In 2001, Jacksonville police stopped Eyer on South Main Street as he left the Zodiac Lounge on his backhoe – he said that he was hoping the bar would hire him to plow snow from its parking lot. He had no alcohol in his system, but Mothers Against Drunk Drivers had told police that Eyer, who had two DUI convictions and a revoked license, had been driving his backhoe around town. Eyer lost his case, with the Fourth District Appellate Court upholding a jury verdict, and so he was convicted of driving with a revoked license.

This time, it is more serious. In addition to charging Eyer with driving on a revoked license, prosecutors are trying to seize the backhoe, which is worth about $35,000, under state forfeiture laws. For now, at least, Eyer still has it, thanks to posting a $3,500 bond pending resolution of the forfeiture case.
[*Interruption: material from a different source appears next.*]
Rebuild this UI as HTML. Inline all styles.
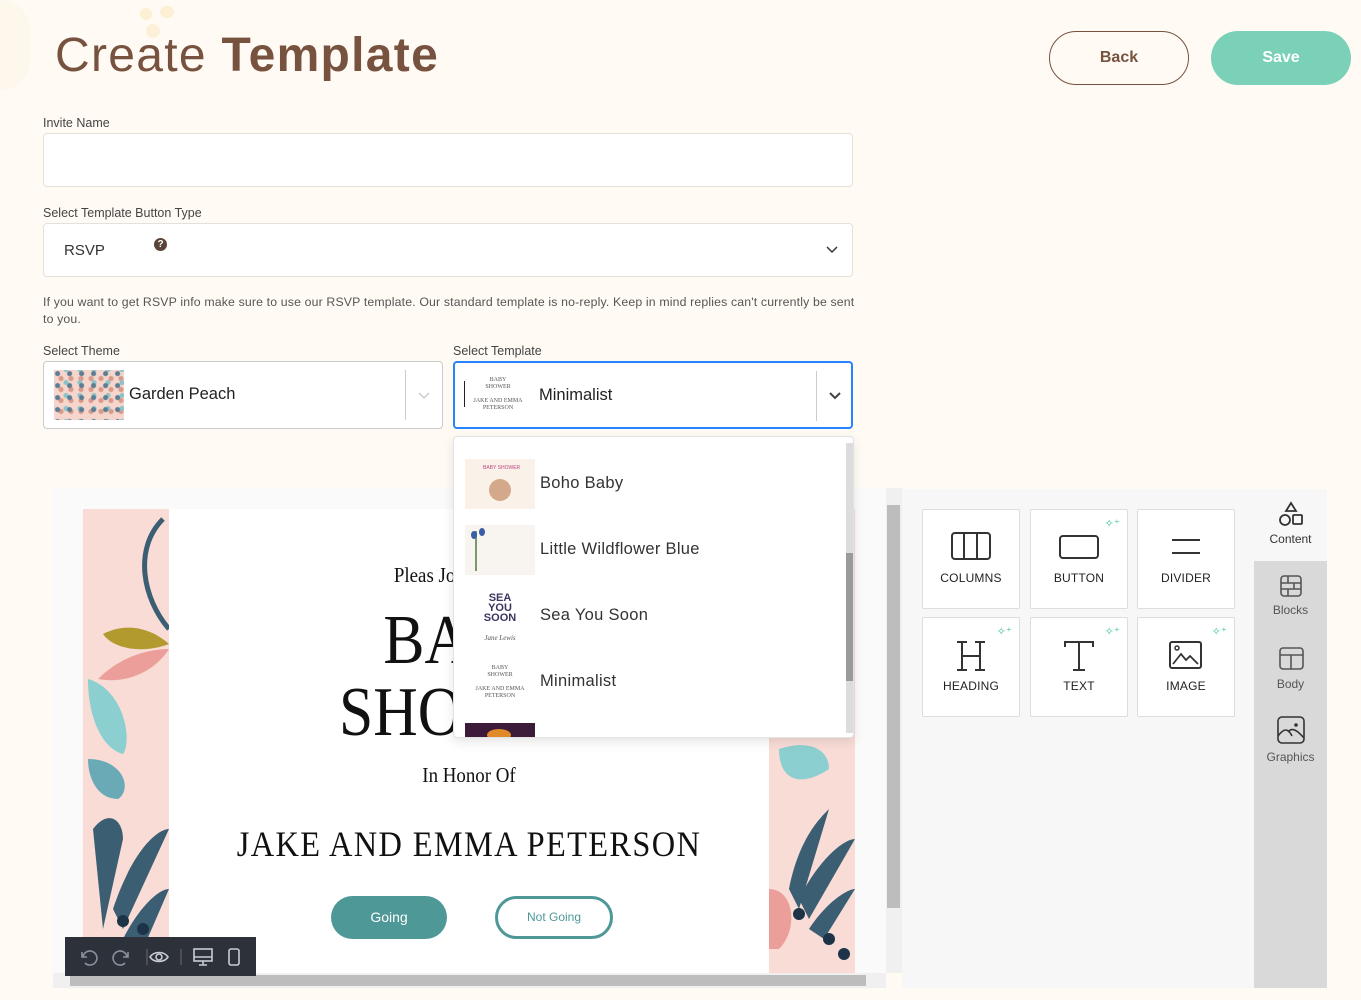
<!DOCTYPE html>
<html><head><meta charset="utf-8">
<style>
*{box-sizing:border-box;margin:0;padding:0}
body{width:1361px;height:1000px;overflow:hidden;background:#fffbf4;font-family:"Liberation Sans",sans-serif;position:relative;color:#333}
.a{position:absolute}
.lbl{font-size:12.5px;color:#444}
.inp{background:#fff;border:1px solid #e4e0da;border-radius:4px}
.tile{position:absolute;width:98px;height:100px;background:#fff;border:1px solid #ddd;border-radius:2px;text-align:center;font-size:12px;color:#222;letter-spacing:.2px}
.tile svg{position:absolute;left:28px;top:22px}
.tile span{position:absolute;left:0;right:0;top:61px}
.spark{position:absolute;right:7px;top:7px;color:#3cc4a0;font-size:11px}
.tab{position:absolute;left:1254px;width:73px;text-align:center;font-size:12px;color:#555}
.opt{position:absolute;left:11px;height:50px;width:380px}
.opt .th{position:absolute;left:0;top:0;width:70px;height:50px;background:#f8f5f0}
.opt .tx{position:absolute;left:75px;top:15px;font-size:16.5px;color:#333;letter-spacing:.3px}
.serif{font-family:"Liberation Serif",serif;color:#111;font-weight:normal;white-space:nowrap}
.c{position:absolute;left:86px;width:600px;text-align:center}
</style></head><body>

<div class="a" style="left:140px;top:8px;width:12px;height:12px;border-radius:50%;background:#fdefd3"></div>
<div class="a" style="left:160px;top:6px;width:14px;height:12px;border-radius:50%;background:#fdefd3"></div>
<div class="a" style="left:146px;top:24px;width:14px;height:14px;border-radius:50%;background:#fdf0d8"></div>
<div class="a" style="left:0;top:0;width:30px;height:90px;border-radius:0 60px 60px 0;background:#fdf7ec"></div>

<div class="a" style="left:55px;top:28px;font-size:48px;color:#76523f;letter-spacing:1.3px;line-height:56px">Create <b>Template</b></div>

<div class="a" style="left:1049px;top:31px;width:140px;height:54px;border:1.5px solid #76523f;border-radius:27px;text-align:center;line-height:51px;font-weight:bold;font-size:16px;color:#76523f">Back</div>
<div class="a" style="left:1211px;top:31px;width:140px;height:54px;background:#7ad1b8;border-radius:27px;text-align:center;line-height:54px;font-weight:bold;font-size:16px;color:#fff">Save</div>

<div class="a lbl" style="left:43px;top:116px">Invite Name</div>
<div class="a inp" style="left:43px;top:133px;width:810px;height:54px"></div>

<div class="a lbl" style="left:43px;top:206px">Select Template Button Type</div>
<div class="a inp" style="left:43px;top:223px;width:810px;height:54px">
 <div class="a" style="left:20px;top:18px;font-size:15px;color:#333">RSVP</div>
 <div class="a" style="left:110px;top:14px;width:13px;height:13px;border-radius:50%;background:#5a4438;color:#fff;font-size:10px;font-weight:bold;text-align:center;line-height:13px">?</div>
 <svg class="a" style="left:782px;top:22px" width="12" height="8"><path d="M1 1l5 5 5-5" fill="none" stroke="#333" stroke-width="1.5"/></svg>
</div>

<div class="a" style="left:43px;top:294px;width:812px;font-size:12.3px;line-height:17px;color:#555;letter-spacing:.15px">If you want to get RSVP info make sure to use our RSVP template. Our standard template is no-reply. Keep in mind replies can't currently be sent to you.</div>

<div class="a lbl" style="left:43px;top:344px">Select Theme</div>
<div class="a lbl" style="left:453px;top:344px">Select Template</div>
<div class="a inp" style="left:43px;top:361px;width:400px;height:68px;border-color:#ccc">
 <div class="a" style="left:10px;top:8px;width:70px;height:50px;background:radial-gradient(circle at 30% 30%,#5a7d92 2px,transparent 3px) 0 0/12px 12px,radial-gradient(circle,#8cc3c6 2px,transparent 3px) 5px 6px/14px 13px,radial-gradient(circle,#d99a88 2px,transparent 3px) 2px 3px/10px 11px,#f5d5cc"></div>
 <div class="a" style="left:85px;top:23px;font-size:16.5px;color:#222">Garden Peach</div>
 <div class="a" style="left:361px;top:8px;width:1px;height:50px;background:#ccc"></div>
 <svg class="a" style="left:374px;top:30px" width="12" height="8"><path d="M1 1l5 5 5-5" fill="none" stroke="#ccc" stroke-width="1.5"/></svg>
</div>
<div class="a" style="left:453px;top:361px;width:400px;height:68px;background:#fff;border:2px solid #2684ff;border-radius:4px">
 <div class="a" style="left:8px;top:6px;width:70px;height:52px;background:#fff;font-family:'Liberation Serif',serif;font-size:6px;text-align:center;color:#555;line-height:7px;padding-top:8px">BABY<br>SHOWER<br><br>JAKE AND EMMA PETERSON</div>
 <div class="a" style="left:9px;top:18px;width:1px;height:26px;background:#222"></div>
 <div class="a" style="left:84px;top:23px;font-size:16.5px;color:#222">Minimalist</div>
 <div class="a" style="left:361px;top:8px;width:1px;height:50px;background:#ccc"></div>
 <svg class="a" style="left:374px;top:29px" width="12" height="8"><path d="M1 1l5 5 5-5" fill="none" stroke="#444" stroke-width="2"/></svg>
</div>

<div class="a" style="left:53px;top:488px;width:833px;height:500px;background:#fafafa"></div>
<div class="a" style="left:83px;top:509px;width:772px;height:464px;background:#fff;overflow:hidden">
 <div class="a" style="left:0;top:0;width:86px;height:464px;background:#f9dcd6"></div>
 <div class="a" style="left:686px;top:0;width:86px;height:464px;background:#f9dcd6"></div>
 <svg class="a" style="left:0;top:0" width="86" height="464">
  <path d="M80 10 C50 40 60 90 86 120" fill="none" stroke="#3b5e73" stroke-width="5"/>
  <path d="M20 125 C50 110 75 125 86 135 C60 145 30 140 20 125Z" fill="#b29a2f"/>
  <path d="M15 170 C40 145 70 140 86 140 C70 165 40 175 15 170Z" fill="#ec9f9a"/>
  <path d="M5 170 C40 180 50 230 40 245 C20 240 5 210 5 170Z" fill="#8ccfd0"/>
  <path d="M5 250 C40 250 50 280 35 290 C15 290 5 270 5 250Z" fill="#6aa9b6"/>
  <path d="M10 320 C25 300 40 310 40 330 L20 420Z M30 400 C50 340 75 320 86 320 L40 420Z M40 430 C55 400 75 380 86 380 L60 440Z" fill="#3b5e73"/>
  <circle cx="40" cy="412" r="6" fill="#1d3347"/><circle cx="60" cy="420" r="6" fill="#1d3347"/><circle cx="75" cy="438" r="6" fill="#1d3347"/>
 </svg>
 <svg class="a" style="left:686px;top:0" width="86" height="464">
  <path d="M0 90 C30 100 40 120 30 140 C10 130 0 110 0 90Z" fill="#3b5e73"/>
  <path d="M10 240 C40 230 60 240 60 260 C30 280 10 270 10 240Z" fill="#8ccfd0"/>
  <path d="M20 380 C30 330 50 310 60 300 L30 400Z M30 390 C50 350 75 330 86 330 L40 410Z M40 420 C60 390 80 380 86 380 L55 430Z" fill="#3b5e73"/>
  <path d="M0 380 C25 380 30 420 10 440 L0 440Z" fill="#ec9f9a"/>
  <circle cx="30" cy="405" r="6" fill="#1d3347"/><circle cx="60" cy="430" r="6" fill="#1d3347"/><circle cx="75" cy="445" r="6" fill="#1d3347"/>
 </svg>
 <div class="c serif" style="top:54px;font-size:21px;transform:scaleX(.9)">Pleas Join Us For A</div>
 <div class="c serif" style="top:94px;font-size:70px;line-height:76px;transform:scaleX(.88)">BABY</div>
 <div class="c serif" style="top:166px;font-size:70px;line-height:76px;transform:scaleX(.88)">SHOWER</div>
 <div class="c serif" style="top:254px;font-size:21px;transform:scaleX(.9)">In Honor Of</div>
 <div class="c serif" style="top:314px;font-size:36px;letter-spacing:1.5px;transform:scaleX(.9)">JAKE AND EMMA PETERSON</div>
 <div class="a" style="left:248px;top:387px;width:116px;height:43px;border-radius:22px;background:#4e9898;color:#fff;text-align:center;line-height:43px;font-size:14px">Going</div>
 <div class="a" style="left:412px;top:387px;width:118px;height:43px;border-radius:22px;border:3px solid #4e9898;color:#4e9898;text-align:center;line-height:37px;font-size:12px">Not Going</div>
</div>
<div class="a" style="left:886px;top:488px;width:16px;height:485px;background:#f0f0f0"></div>
<div class="a" style="left:887px;top:505px;width:13px;height:403px;background:#bdbdbd"></div>
<div class="a" style="left:53px;top:973px;width:833px;height:15px;background:#f0f0f0"></div>
<div class="a" style="left:70px;top:975px;width:796px;height:11px;background:#bdbdbd"></div>

<div class="a" style="left:65px;top:937px;width:191px;height:39px;background:#2c313a">
 <svg class="a" style="left:12px;top:10px" width="170" height="20" fill="none" stroke="#8b919b" stroke-width="1.6">
  <path d="M5 5v5h5M6 10a7 7 0 1 1 2 6"/>
  <path d="M51 5v5h-5M50 10a7 7 0 1 0 -2 6"/>
  <line x1="70" y1="2" x2="70" y2="18" stroke="#555"/>
  <path d="M73 10c4-6 14-6 18 0c-4 6-14 6-18 0z" stroke="#c8ccd2"/><circle cx="82" cy="10" r="3" stroke="#c8ccd2"/>
  <line x1="104" y1="2" x2="104" y2="18" stroke="#555"/>
  <rect x="117" y="2" width="18" height="12" stroke="#c8ccd2"/><path d="M117 10h18M122 18h8M126 14v4" stroke="#c8ccd2"/>
  <rect x="152" y="2" width="10" height="16" rx="2" stroke="#c8ccd2"/>
 </svg>
</div>

<div class="a" style="left:902px;top:489px;width:352px;height:499px;background:#f7f7f7"></div>
<div class="tile" style="left:922px;top:509px"><svg width="40" height="28"><rect x="1" y="1" width="38" height="26" rx="3" fill="none" stroke="#333" stroke-width="2"/><path d="M13 1v26M26 1v26" stroke="#333" stroke-width="2"/></svg><span>COLUMNS</span></div>
<div class="tile" style="left:1030px;top:509px"><div class="spark">✧⁺</div><svg width="40" height="28"><rect x="1" y="4" width="38" height="22" rx="3" fill="none" stroke="#333" stroke-width="2"/></svg><span>BUTTON</span></div>
<div class="tile" style="left:1137px;top:509px"><svg width="40" height="28"><path d="M6 8h28M6 21h28" stroke="#333" stroke-width="2"/></svg><span>DIVIDER</span></div>
<div class="tile" style="left:922px;top:617px"><div class="spark">✧⁺</div><svg width="40" height="32"><path d="M6 2h10M24 2h10M6 30h10M24 30h10M11 2v28M29 2v28M11 16h18" stroke="#333" stroke-width="2" fill="none"/></svg><span>HEADING</span></div>
<div class="tile" style="left:1030px;top:617px"><div class="spark">✧⁺</div><svg width="40" height="32"><path d="M6 7V2h28v5M20 2v28M14 30h12" stroke="#333" stroke-width="2" fill="none"/></svg><span>TEXT</span></div>
<div class="tile" style="left:1137px;top:617px"><div class="spark">✧⁺</div><svg width="40" height="32"><rect x="4" y="2" width="31" height="26" rx="2" fill="none" stroke="#333" stroke-width="2"/><circle cx="11" cy="8" r="2" fill="none" stroke="#333" stroke-width="1.5"/><path d="M7 24l8-10 5 6 4-4 8 8" fill="none" stroke="#333" stroke-width="1.8"/></svg><span>IMAGE</span></div>

<div class="a" style="left:1254px;top:489px;width:73px;height:499px;background:#d9d9d9"></div>
<div class="a" style="left:1254px;top:489px;width:73px;height:72px;background:#f7f7f7"></div>
<div class="tab" style="top:501px"><svg width="26" height="26" fill="none" stroke="#333" stroke-width="1.8"><path d="M13 2l5 8h-10z"/><circle cx="7" cy="19" r="5"/><rect x="15" y="14" width="9" height="9" rx="1"/></svg><div style="color:#333;margin-top:2px">Content</div></div>
<div class="tab" style="top:575px"><svg width="24" height="22" fill="none" stroke="#555" stroke-width="1.6"><rect x="2" y="1" width="20" height="20" rx="3"/><path d="M2 8h20M2 14h20M9 1v7M15 8v6M9 14v7"/></svg><div style="margin-top:3px">Blocks</div></div>
<div class="tab" style="top:647px"><svg width="26" height="24" fill="none" stroke="#555" stroke-width="1.6"><rect x="2" y="1" width="23" height="21" rx="3"/><path d="M2 8h23M13 8v14"/></svg><div style="margin-top:3px">Body</div></div>
<div class="tab" style="top:716px"><svg width="30" height="30" fill="none" stroke="#333" stroke-width="1.6"><rect x="2" y="1" width="26" height="26" rx="4"/><path d="M2 20c6-8 10-8 14 0M12 16c4-5 9-2 16 6"/><circle cx="20" cy="9" r="1" fill="#333"/></svg><div style="margin-top:1px">Graphics</div></div>

<div class="a" style="left:453px;top:436px;width:401px;height:302px;background:#fff;border:1px solid #e2e2e2;border-radius:4px;box-shadow:0 4px 11px rgba(0,0,0,.1);overflow:hidden">
 <div class="a" style="left:392px;top:6px;width:8px;height:290px;background:#dcdcdc"></div>
 <div class="a" style="left:392px;top:116px;width:8px;height:128px;background:#9a9a9a"></div>
 <div class="opt" style="top:22px"><div class="th" style="background:#faf1e8"><div class="a" style="left:24px;top:20px;width:22px;height:22px;border-radius:50%;background:#d4a88a"></div><div class="a" style="left:18px;top:6px;font-size:5px;color:#b48;">BABY SHOWER</div></div><div class="tx">Boho Baby</div></div>
 <div class="opt" style="top:88px"><div class="th"><div class="a" style="left:10px;top:6px;width:14px;height:40px;border-left:2px solid #7a9a6a"></div><div class="a" style="left:6px;top:6px;width:6px;height:8px;border-radius:50%;background:#3b5ea8"></div><div class="a" style="left:14px;top:3px;width:6px;height:8px;border-radius:50%;background:#3b5ea8"></div></div><div class="tx">Little Wildflower Blue</div></div>
 <div class="opt" style="top:154px"><div class="th" style="background:#fff;text-align:center;font-weight:900;color:#3a3660;font-size:11px;line-height:10px;padding-top:2px">SEA<br>YOU<br>SOON<div style="font-family:'Liberation Serif',serif;font-style:italic;font-weight:normal;font-size:7px;color:#555;margin-top:10px">Jane Lewis</div></div><div class="tx">Sea You Soon</div></div>
 <div class="opt" style="top:220px"><div class="th" style="background:#fff;font-family:'Liberation Serif',serif;font-size:6px;text-align:center;color:#555;line-height:7px;padding-top:8px">BABY<br>SHOWER<br><br>JAKE AND EMMA PETERSON</div><div class="tx">Minimalist</div></div>
 <div class="a" style="left:11px;top:286px;width:70px;height:16px;background:#3b1a3a"><div class="a" style="left:22px;top:6px;width:24px;height:12px;border-radius:50%;background:#e08a2a"></div></div>
</div>

</body></html>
Eyer, who got his third DUI conviction in 2010, acknowledges he may not come off as a sympathetic figure, given his previous conviction for driving a backhoe with a revoked license. “I know what it looks like,” he says. There is also the matter of driving a backhoe five miles instead of putting it on a trailer. He had a work driving permit that allowed him to drive until 6 p.m. Why not wait until the next day to drive his backhoe home instead of setting out after 7 p.m.?

Eyer says folks often drive backhoes five miles or further rather than trailer them. When he was 14, he says, he once drove his dad’s backhoe from Waverly to Auburn. After the cops seized his backhoe, he contacted the secretary of state and has an email to prove it: “The IL SOS, Office of the General Counsel, is uncertain why you have received this ticket or why your equipment was confiscated by the Police Department, as you stated,” writes Julie Phelps, a secretary in the secretary of state’s general counsel’s office. “We suggest that you contest this ticket in court.”

Eyer is doing exactly that with his driving-while-revoked citation. Henry Haupt, spokesman for the secretary of state, confirms that backhoes, like farm equipment, do not need license plates and operators don’t need driver’s licenses to drive them on public roads. The law, employing the term “temporarily,” appears to contemplate occasional forays onto public roads as opposed to heavy equipment being used as ordinary transportation. “I guess he (the police officer) thought I was driving that thing around for transportation,” Eyer says. “I certainly didn’t think I was breaking the law.”

Shouldn’t his prior conviction have convinced him not to get behind the wheel of his backhoe? Eyer blames his lawyer for losing that first case. “He screwed up the appeal on that,” he says.

Morgan County state’s attorney Gray Noll says he’s confident in his case. The law that allows heavy equipment to be driven on public roads sans license plates or driver’s licenses isn’t a blanket exemption, he says.

Eyer’s legal woes come as the U.S. Supreme Court considers the case of an Indiana man whose $42,000 Land Rover was seized after he pleaded guilty to selling a few grams of heroin to an undercover cop for $225, using his truck to transport the drugs. The nation’s highest court heard arguments in November, and there is wide agreement that justices appear sympathetic to the notion that confiscating property worth thousands of dollars for relatively minor offenses isn’t constitutional.

Craig Miller, who heads the civil division of the Morgan County state’s attorney’s office, calls Eyer’s case unique, but doesn’t think that taking a $35,000 backhoe for driving on a revoked license is unconstitutional. “(It’s not) a disproportionate penalty, based upon the driving record and criminal history of our particular defendant,” Miller says.

Eyer thinks otherwise.

“I can’t believe the government can say, ‘We’re going to take away your machine,’” he says.